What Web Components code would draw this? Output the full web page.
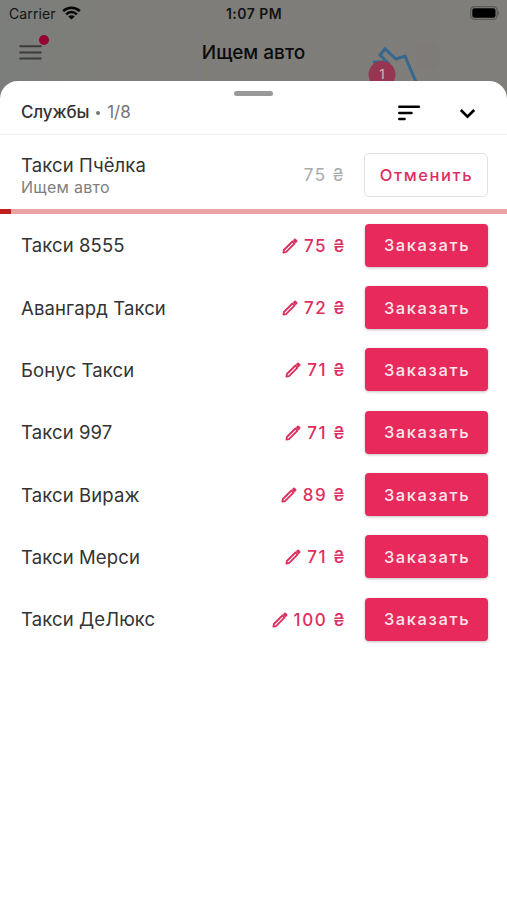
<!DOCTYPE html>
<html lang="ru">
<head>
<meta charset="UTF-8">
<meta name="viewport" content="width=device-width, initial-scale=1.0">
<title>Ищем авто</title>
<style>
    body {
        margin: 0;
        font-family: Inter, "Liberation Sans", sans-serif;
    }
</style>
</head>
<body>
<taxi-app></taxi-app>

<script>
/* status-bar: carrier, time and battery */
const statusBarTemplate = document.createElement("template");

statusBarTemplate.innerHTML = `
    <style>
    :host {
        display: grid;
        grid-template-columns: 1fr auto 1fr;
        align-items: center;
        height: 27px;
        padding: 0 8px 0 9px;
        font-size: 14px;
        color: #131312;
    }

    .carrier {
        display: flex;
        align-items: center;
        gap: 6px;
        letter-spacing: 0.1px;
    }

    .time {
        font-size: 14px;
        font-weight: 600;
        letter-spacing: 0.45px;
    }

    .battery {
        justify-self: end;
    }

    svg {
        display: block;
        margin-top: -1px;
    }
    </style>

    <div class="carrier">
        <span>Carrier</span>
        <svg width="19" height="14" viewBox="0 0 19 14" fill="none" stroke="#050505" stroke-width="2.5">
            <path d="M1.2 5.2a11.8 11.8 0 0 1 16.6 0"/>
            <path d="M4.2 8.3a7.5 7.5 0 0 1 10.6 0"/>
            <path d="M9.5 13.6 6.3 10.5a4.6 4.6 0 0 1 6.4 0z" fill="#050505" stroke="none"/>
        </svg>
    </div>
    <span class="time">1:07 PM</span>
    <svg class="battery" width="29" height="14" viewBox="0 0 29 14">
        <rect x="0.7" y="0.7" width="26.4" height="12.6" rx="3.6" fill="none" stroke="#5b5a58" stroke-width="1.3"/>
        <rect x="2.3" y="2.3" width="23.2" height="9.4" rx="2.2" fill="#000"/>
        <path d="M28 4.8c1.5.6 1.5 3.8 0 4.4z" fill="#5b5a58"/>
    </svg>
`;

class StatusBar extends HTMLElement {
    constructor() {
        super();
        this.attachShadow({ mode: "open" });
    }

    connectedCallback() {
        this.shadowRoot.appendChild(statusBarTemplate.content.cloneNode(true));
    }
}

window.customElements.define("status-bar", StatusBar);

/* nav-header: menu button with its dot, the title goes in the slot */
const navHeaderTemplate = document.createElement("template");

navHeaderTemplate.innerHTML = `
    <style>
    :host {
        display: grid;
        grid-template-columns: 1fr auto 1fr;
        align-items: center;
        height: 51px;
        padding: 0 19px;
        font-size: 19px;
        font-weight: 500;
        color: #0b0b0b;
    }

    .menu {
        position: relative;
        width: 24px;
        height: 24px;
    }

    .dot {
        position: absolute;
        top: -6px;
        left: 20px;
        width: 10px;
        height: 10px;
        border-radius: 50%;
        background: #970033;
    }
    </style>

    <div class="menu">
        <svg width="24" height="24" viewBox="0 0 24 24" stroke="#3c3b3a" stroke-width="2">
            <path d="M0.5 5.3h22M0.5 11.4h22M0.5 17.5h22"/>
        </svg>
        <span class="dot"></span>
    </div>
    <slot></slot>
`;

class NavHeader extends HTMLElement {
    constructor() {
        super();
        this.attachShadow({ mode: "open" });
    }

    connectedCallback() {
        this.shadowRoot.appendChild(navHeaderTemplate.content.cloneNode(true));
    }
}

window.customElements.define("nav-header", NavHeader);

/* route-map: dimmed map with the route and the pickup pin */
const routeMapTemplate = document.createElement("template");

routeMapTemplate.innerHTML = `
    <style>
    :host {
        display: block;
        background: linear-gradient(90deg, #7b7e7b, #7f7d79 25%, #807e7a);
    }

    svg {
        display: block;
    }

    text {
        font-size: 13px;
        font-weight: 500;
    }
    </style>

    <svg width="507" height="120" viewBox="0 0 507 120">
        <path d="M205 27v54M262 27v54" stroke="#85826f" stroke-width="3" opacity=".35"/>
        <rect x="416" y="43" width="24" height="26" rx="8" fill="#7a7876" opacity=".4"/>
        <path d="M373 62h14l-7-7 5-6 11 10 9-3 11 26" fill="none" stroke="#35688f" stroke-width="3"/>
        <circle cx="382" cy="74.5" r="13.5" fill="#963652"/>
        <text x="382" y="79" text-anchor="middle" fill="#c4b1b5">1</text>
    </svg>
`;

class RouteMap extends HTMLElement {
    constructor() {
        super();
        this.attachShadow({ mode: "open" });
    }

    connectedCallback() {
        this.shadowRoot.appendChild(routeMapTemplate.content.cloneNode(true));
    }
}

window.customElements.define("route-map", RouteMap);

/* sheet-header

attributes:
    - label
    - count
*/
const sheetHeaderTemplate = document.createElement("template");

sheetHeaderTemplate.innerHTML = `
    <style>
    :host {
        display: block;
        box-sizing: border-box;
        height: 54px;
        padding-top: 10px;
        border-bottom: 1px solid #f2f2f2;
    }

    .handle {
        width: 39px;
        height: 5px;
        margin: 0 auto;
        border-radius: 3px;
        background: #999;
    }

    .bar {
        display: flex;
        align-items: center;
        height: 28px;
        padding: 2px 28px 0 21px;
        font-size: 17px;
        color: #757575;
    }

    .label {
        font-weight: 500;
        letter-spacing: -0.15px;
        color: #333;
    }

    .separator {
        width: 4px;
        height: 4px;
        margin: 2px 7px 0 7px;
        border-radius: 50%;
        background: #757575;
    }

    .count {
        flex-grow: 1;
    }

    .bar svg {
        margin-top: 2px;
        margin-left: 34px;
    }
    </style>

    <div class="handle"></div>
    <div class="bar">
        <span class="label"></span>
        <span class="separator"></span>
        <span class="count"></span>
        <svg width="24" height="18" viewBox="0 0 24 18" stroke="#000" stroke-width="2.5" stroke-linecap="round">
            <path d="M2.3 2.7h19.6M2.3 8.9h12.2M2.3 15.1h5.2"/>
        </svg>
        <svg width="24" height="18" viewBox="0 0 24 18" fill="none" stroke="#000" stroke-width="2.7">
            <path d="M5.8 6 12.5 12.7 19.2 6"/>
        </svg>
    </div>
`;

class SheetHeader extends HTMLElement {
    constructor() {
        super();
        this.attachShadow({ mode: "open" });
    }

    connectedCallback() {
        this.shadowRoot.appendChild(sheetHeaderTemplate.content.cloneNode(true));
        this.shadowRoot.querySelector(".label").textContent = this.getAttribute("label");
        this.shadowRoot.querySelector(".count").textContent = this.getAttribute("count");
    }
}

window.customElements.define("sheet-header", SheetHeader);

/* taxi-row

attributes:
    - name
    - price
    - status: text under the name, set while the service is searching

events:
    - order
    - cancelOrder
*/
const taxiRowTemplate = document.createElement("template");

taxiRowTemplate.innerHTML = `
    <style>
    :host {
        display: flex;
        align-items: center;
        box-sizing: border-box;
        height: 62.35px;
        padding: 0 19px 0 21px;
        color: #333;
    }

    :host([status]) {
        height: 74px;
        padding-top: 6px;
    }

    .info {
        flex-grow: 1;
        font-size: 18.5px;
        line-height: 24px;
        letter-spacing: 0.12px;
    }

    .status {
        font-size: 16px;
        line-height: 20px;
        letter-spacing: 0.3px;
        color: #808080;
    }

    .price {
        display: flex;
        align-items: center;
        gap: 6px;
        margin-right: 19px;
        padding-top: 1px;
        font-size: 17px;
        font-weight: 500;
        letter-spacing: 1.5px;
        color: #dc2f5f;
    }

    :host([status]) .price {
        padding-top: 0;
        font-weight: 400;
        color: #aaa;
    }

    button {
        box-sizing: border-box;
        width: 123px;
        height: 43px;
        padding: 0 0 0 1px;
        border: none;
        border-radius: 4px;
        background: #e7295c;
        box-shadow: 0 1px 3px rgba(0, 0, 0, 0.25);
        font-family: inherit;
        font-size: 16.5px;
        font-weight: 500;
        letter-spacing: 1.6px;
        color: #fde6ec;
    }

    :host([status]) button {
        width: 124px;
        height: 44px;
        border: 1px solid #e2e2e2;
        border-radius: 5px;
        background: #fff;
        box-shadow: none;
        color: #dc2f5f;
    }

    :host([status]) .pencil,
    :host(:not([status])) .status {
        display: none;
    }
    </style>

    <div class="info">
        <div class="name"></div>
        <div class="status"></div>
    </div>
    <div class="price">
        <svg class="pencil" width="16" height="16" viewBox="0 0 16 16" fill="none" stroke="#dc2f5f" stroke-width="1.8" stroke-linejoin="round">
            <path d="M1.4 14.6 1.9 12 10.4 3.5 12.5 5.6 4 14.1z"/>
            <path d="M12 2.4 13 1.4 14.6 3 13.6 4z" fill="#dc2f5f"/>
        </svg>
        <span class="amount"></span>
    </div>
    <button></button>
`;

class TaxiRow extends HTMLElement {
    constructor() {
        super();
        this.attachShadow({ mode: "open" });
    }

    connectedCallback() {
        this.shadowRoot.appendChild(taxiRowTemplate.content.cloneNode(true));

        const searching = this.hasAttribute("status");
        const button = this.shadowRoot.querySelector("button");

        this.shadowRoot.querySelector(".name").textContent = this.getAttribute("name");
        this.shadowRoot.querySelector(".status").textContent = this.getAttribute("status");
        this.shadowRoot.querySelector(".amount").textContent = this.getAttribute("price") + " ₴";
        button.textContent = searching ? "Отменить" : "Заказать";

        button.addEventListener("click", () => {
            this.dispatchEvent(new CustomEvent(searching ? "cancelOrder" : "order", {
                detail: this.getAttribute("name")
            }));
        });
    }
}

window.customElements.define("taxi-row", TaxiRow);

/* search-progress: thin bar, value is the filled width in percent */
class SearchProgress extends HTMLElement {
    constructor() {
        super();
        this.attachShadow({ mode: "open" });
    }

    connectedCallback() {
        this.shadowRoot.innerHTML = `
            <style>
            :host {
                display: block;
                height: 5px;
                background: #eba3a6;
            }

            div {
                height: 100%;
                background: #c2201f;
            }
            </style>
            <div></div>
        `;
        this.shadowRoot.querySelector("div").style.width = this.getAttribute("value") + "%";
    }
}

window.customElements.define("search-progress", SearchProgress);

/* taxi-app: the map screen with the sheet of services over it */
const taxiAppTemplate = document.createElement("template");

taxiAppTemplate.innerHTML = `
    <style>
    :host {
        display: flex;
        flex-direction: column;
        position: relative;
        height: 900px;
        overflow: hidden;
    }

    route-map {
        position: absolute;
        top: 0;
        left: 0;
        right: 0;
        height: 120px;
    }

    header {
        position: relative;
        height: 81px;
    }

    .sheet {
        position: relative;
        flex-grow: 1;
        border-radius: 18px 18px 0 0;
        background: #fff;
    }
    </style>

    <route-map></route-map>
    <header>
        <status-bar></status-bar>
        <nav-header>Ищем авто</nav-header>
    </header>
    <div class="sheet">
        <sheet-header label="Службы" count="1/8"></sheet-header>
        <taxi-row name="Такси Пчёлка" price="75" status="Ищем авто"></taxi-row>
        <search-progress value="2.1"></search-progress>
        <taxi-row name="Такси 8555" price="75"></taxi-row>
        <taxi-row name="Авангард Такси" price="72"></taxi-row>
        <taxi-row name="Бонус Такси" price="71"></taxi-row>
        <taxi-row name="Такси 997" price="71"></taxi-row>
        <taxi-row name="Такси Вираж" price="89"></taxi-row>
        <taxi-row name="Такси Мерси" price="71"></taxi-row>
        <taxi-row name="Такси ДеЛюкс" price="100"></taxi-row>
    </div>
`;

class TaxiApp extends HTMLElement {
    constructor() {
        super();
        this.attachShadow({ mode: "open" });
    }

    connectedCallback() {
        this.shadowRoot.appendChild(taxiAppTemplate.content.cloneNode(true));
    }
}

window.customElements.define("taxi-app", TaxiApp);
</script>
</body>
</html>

◇ ◇ ◇

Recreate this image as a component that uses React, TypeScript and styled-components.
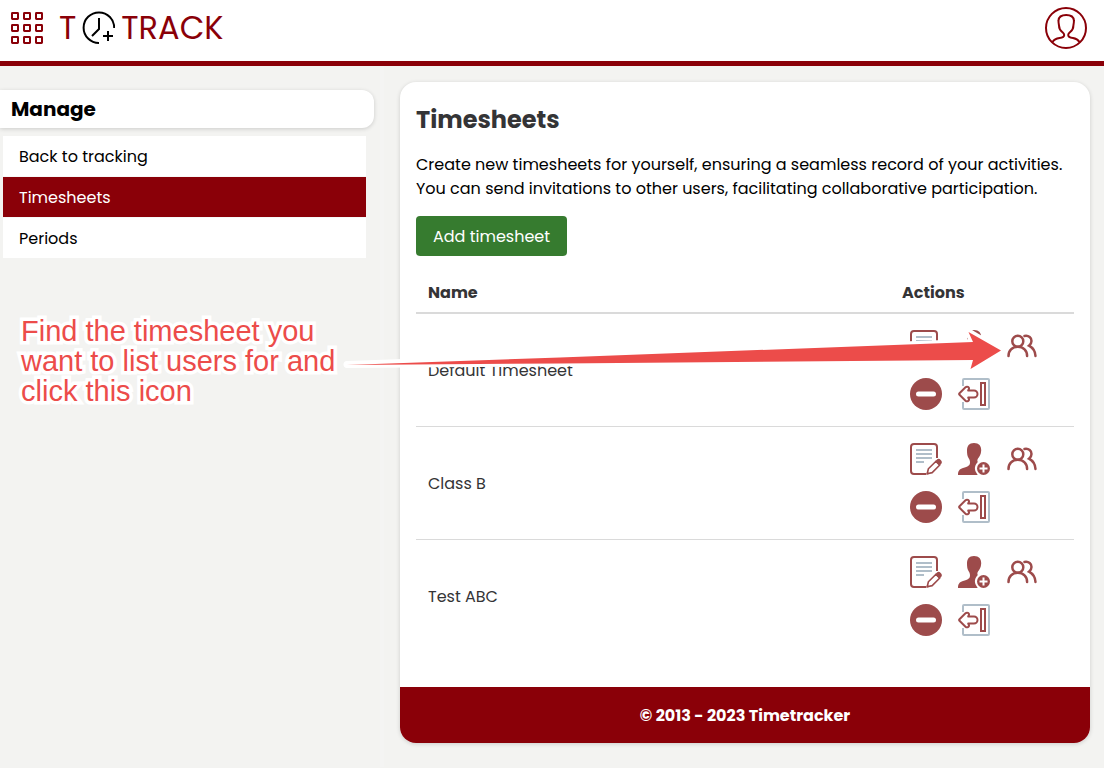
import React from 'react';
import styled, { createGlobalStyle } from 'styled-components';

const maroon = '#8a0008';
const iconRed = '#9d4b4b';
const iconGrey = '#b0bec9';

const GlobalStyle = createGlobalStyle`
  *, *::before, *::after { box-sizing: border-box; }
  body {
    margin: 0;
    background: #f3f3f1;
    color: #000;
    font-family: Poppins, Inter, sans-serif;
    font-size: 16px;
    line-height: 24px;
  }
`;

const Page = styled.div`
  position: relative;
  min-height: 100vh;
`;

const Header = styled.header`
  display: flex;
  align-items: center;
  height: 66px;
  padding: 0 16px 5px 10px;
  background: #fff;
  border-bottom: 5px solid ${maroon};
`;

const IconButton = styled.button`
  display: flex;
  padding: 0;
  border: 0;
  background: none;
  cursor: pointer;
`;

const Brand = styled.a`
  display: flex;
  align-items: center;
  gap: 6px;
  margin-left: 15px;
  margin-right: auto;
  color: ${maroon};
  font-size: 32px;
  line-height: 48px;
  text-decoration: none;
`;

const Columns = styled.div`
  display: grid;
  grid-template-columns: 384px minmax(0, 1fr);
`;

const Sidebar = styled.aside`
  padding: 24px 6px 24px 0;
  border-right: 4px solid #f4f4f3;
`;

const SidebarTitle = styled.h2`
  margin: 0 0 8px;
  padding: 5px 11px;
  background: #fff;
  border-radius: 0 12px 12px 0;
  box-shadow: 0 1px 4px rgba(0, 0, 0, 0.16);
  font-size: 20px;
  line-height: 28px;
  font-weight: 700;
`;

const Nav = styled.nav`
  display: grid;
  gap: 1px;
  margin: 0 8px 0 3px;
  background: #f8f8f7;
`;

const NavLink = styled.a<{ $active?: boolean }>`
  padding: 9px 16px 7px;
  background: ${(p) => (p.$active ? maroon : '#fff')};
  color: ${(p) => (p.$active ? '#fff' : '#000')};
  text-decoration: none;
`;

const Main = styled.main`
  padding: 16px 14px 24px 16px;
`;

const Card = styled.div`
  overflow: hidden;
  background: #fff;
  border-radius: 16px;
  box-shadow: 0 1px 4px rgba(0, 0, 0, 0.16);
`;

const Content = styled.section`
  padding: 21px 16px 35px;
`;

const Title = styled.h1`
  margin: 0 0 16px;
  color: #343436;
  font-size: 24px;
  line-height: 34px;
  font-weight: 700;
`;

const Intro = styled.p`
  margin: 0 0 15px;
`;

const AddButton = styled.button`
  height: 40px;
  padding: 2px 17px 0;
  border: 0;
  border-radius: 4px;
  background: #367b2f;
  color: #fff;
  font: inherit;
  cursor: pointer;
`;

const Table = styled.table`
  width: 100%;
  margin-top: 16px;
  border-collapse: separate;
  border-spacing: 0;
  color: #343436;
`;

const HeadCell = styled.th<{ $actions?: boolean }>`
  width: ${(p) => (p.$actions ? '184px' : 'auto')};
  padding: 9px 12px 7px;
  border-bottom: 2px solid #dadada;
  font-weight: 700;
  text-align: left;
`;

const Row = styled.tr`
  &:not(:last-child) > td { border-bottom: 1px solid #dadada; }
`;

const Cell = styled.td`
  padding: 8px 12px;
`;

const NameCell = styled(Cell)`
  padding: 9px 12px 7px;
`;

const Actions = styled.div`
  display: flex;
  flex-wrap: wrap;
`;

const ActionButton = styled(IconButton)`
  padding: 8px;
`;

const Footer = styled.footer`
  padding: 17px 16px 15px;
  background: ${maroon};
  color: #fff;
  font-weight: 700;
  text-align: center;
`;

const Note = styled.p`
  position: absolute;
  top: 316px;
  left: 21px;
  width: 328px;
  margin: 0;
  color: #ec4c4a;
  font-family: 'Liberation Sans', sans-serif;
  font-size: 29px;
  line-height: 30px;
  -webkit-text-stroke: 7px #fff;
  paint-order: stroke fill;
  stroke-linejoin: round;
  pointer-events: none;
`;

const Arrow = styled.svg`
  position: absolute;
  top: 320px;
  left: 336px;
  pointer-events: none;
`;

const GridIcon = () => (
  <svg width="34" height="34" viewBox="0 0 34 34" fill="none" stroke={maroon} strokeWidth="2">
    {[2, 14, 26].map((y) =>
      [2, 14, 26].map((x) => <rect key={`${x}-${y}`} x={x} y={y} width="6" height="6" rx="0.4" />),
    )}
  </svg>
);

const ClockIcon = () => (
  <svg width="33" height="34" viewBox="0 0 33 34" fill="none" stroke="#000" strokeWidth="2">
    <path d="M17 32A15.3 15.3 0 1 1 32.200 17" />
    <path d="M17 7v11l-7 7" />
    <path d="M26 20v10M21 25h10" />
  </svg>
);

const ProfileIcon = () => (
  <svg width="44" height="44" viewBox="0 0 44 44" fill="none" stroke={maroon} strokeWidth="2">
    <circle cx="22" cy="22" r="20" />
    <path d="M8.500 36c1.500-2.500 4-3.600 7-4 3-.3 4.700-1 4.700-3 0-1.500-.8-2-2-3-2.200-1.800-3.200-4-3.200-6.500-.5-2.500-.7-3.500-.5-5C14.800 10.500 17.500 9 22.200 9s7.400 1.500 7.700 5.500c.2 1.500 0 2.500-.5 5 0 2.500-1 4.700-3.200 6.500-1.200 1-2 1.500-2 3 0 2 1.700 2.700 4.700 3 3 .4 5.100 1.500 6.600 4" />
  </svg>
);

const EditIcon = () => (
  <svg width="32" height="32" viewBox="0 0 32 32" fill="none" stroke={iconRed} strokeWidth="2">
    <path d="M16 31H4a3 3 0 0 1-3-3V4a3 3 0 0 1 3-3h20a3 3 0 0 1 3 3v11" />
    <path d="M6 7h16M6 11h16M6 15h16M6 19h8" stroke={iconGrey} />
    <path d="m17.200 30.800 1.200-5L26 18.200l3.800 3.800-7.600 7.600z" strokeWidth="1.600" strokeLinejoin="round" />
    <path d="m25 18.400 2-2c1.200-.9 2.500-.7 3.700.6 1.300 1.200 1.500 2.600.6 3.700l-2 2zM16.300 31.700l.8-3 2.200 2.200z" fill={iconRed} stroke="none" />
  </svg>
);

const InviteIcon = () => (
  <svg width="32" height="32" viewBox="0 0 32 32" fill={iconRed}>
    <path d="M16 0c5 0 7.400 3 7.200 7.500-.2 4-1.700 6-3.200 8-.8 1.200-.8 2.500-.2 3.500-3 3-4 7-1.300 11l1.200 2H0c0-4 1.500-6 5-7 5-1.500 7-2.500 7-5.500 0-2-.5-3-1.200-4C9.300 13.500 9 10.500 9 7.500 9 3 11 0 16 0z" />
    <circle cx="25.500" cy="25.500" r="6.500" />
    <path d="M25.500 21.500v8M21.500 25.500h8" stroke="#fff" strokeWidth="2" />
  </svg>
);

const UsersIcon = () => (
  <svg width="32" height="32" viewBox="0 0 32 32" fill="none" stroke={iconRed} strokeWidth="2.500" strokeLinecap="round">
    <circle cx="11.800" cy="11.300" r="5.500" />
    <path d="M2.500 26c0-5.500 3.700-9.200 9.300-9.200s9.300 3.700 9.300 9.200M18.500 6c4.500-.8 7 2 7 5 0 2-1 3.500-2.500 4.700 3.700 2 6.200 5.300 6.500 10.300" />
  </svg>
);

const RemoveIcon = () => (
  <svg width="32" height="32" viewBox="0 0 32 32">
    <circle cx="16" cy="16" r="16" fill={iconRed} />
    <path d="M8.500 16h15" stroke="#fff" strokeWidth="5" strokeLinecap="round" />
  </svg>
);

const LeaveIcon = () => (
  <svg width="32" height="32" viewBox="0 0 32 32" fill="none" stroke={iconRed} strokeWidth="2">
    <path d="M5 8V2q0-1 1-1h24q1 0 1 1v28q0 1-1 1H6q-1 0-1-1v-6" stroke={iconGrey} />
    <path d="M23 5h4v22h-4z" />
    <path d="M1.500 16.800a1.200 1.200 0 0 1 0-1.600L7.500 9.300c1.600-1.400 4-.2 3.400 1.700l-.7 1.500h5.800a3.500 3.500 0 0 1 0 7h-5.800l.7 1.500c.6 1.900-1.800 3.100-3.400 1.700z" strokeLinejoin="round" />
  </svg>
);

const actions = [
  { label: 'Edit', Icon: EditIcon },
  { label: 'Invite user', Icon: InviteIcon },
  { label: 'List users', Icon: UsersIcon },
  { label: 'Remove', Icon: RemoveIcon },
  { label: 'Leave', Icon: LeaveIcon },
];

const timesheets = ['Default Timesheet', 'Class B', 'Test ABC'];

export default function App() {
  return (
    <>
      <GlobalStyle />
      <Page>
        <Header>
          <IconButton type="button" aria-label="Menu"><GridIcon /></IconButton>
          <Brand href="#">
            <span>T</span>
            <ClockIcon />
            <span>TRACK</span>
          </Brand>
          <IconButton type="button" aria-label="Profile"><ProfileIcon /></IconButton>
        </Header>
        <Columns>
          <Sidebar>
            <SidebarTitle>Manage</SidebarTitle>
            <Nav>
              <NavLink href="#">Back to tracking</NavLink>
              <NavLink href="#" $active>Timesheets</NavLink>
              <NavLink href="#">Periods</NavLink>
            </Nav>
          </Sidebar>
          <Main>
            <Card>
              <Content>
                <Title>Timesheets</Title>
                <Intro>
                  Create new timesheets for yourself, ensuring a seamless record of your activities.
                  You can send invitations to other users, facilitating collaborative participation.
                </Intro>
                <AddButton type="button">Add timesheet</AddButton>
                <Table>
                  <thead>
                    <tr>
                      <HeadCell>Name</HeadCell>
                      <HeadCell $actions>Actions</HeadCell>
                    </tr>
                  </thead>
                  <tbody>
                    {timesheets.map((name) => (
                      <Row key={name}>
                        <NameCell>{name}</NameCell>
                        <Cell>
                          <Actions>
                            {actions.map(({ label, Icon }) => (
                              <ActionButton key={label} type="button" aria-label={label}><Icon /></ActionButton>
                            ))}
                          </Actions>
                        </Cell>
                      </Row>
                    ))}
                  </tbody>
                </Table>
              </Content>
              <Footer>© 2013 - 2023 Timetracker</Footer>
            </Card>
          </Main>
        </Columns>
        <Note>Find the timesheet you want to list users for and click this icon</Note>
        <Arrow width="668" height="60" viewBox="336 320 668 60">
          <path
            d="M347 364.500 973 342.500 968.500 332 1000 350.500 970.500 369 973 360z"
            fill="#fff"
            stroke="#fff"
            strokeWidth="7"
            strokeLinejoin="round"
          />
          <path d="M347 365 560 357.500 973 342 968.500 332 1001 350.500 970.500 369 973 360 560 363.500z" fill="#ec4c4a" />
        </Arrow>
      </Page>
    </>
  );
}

◇ ◇ ◇

AIM OF THE TASK:
Choose all lines containing the string "React" and copy them out.

ANSWER BELOW:
Recreate this image as a component that uses React, TypeScript and styled-components.
import React from 'react';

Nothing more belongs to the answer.